Your goal:
Return the listing below unchanged, minus its pictures.

-*-

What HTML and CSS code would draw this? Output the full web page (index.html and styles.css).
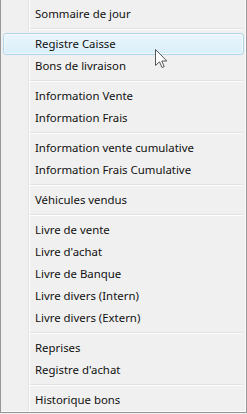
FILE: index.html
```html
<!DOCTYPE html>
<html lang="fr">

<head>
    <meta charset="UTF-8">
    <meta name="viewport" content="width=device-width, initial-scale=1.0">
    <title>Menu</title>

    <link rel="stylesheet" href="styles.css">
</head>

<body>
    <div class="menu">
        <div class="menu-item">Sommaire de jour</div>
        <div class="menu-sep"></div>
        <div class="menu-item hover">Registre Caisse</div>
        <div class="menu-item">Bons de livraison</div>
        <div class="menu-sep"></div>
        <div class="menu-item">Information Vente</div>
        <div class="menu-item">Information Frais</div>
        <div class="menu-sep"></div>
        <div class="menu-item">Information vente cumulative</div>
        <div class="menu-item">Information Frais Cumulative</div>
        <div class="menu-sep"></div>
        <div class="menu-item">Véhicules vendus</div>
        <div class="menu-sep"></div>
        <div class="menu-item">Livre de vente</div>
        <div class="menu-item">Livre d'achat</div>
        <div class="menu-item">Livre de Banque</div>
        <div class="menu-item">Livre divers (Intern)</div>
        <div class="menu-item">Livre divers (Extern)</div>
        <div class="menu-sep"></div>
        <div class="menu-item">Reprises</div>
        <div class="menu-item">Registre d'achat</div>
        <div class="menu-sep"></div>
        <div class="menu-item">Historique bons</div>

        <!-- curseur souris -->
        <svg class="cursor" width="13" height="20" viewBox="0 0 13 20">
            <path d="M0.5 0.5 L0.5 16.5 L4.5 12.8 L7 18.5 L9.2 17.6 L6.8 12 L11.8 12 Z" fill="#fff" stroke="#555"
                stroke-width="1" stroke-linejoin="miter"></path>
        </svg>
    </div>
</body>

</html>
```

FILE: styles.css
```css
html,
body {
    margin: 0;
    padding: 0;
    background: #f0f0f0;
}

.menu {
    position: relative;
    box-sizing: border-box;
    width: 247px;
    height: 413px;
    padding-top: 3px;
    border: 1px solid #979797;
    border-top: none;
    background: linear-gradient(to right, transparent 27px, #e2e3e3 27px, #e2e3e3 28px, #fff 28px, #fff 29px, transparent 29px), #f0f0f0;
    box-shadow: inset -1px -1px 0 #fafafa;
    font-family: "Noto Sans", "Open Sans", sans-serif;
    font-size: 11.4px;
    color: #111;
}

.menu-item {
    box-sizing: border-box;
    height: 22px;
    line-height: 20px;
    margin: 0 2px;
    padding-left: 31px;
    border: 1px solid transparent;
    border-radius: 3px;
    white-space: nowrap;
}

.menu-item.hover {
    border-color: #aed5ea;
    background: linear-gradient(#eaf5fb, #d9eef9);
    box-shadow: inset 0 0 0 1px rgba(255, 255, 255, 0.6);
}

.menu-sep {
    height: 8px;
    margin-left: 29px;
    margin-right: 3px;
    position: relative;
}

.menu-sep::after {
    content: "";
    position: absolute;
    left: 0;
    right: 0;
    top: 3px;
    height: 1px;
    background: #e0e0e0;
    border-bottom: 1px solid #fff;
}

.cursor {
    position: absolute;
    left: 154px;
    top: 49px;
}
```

-*-

Complete response:
What HTML and CSS code would draw this? Output the full web page (index.html and styles.css).
FILE: index.html
```html
<!DOCTYPE html>
<html lang="fr">

<head>
    <meta charset="UTF-8">
    <meta name="viewport" content="width=device-width, initial-scale=1.0">
    <title>Menu</title>

    <link rel="stylesheet" href="styles.css">
</head>

<body>
    <div class="menu">
        <div class="menu-item">Sommaire de jour</div>
        <div class="menu-sep"></div>
        <div class="menu-item hover">Registre Caisse</div>
        <div class="menu-item">Bons de livraison</div>
        <div class="menu-sep"></div>
        <div class="menu-item">Information Vente</div>
        <div class="menu-item">Information Frais</div>
        <div class="menu-sep"></div>
        <div class="menu-item">Information vente cumulative</div>
        <div class="menu-item">Information Frais Cumulative</div>
        <div class="menu-sep"></div>
        <div class="menu-item">Véhicules vendus</div>
        <div class="menu-sep"></div>
        <div class="menu-item">Livre de vente</div>
        <div class="menu-item">Livre d'achat</div>
        <div class="menu-item">Livre de Banque</div>
        <div class="menu-item">Livre divers (Intern)</div>
        <div class="menu-item">Livre divers (Extern)</div>
        <div class="menu-sep"></div>
        <div class="menu-item">Reprises</div>
        <div class="menu-item">Registre d'achat</div>
        <div class="menu-sep"></div>
        <div class="menu-item">Historique bons</div>

        <!-- curseur souris -->
        <svg class="cursor" width="13" height="20" viewBox="0 0 13 20">
            <path d="M0.5 0.5 L0.5 16.5 L4.5 12.8 L7 18.5 L9.2 17.6 L6.8 12 L11.8 12 Z" fill="#fff" stroke="#555"
                stroke-width="1" stroke-linejoin="miter"></path>
        </svg>
    </div>
</body>

</html>
```

FILE: styles.css
```css
html,
body {
    margin: 0;
    padding: 0;
    background: #f0f0f0;
}

.menu {
    position: relative;
    box-sizing: border-box;
    width: 247px;
    height: 413px;
    padding-top: 3px;
    border: 1px solid #979797;
    border-top: none;
    background: linear-gradient(to right, transparent 27px, #e2e3e3 27px, #e2e3e3 28px, #fff 28px, #fff 29px, transparent 29px), #f0f0f0;
    box-shadow: inset -1px -1px 0 #fafafa;
    font-family: "Noto Sans", "Open Sans", sans-serif;
    font-size: 11.4px;
    color: #111;
}

.menu-item {
    box-sizing: border-box;
    height: 22px;
    line-height: 20px;
    margin: 0 2px;
    padding-left: 31px;
    border: 1px solid transparent;
    border-radius: 3px;
    white-space: nowrap;
}

.menu-item.hover {
    border-color: #aed5ea;
    background: linear-gradient(#eaf5fb, #d9eef9);
    box-shadow: inset 0 0 0 1px rgba(255, 255, 255, 0.6);
}

.menu-sep {
    height: 8px;
    margin-left: 29px;
    margin-right: 3px;
    position: relative;
}

.menu-sep::after {
    content: "";
    position: absolute;
    left: 0;
    right: 0;
    top: 3px;
    height: 1px;
    background: #e0e0e0;
    border-bottom: 1px solid #fff;
}

.cursor {
    position: absolute;
    left: 154px;
    top: 49px;
}
```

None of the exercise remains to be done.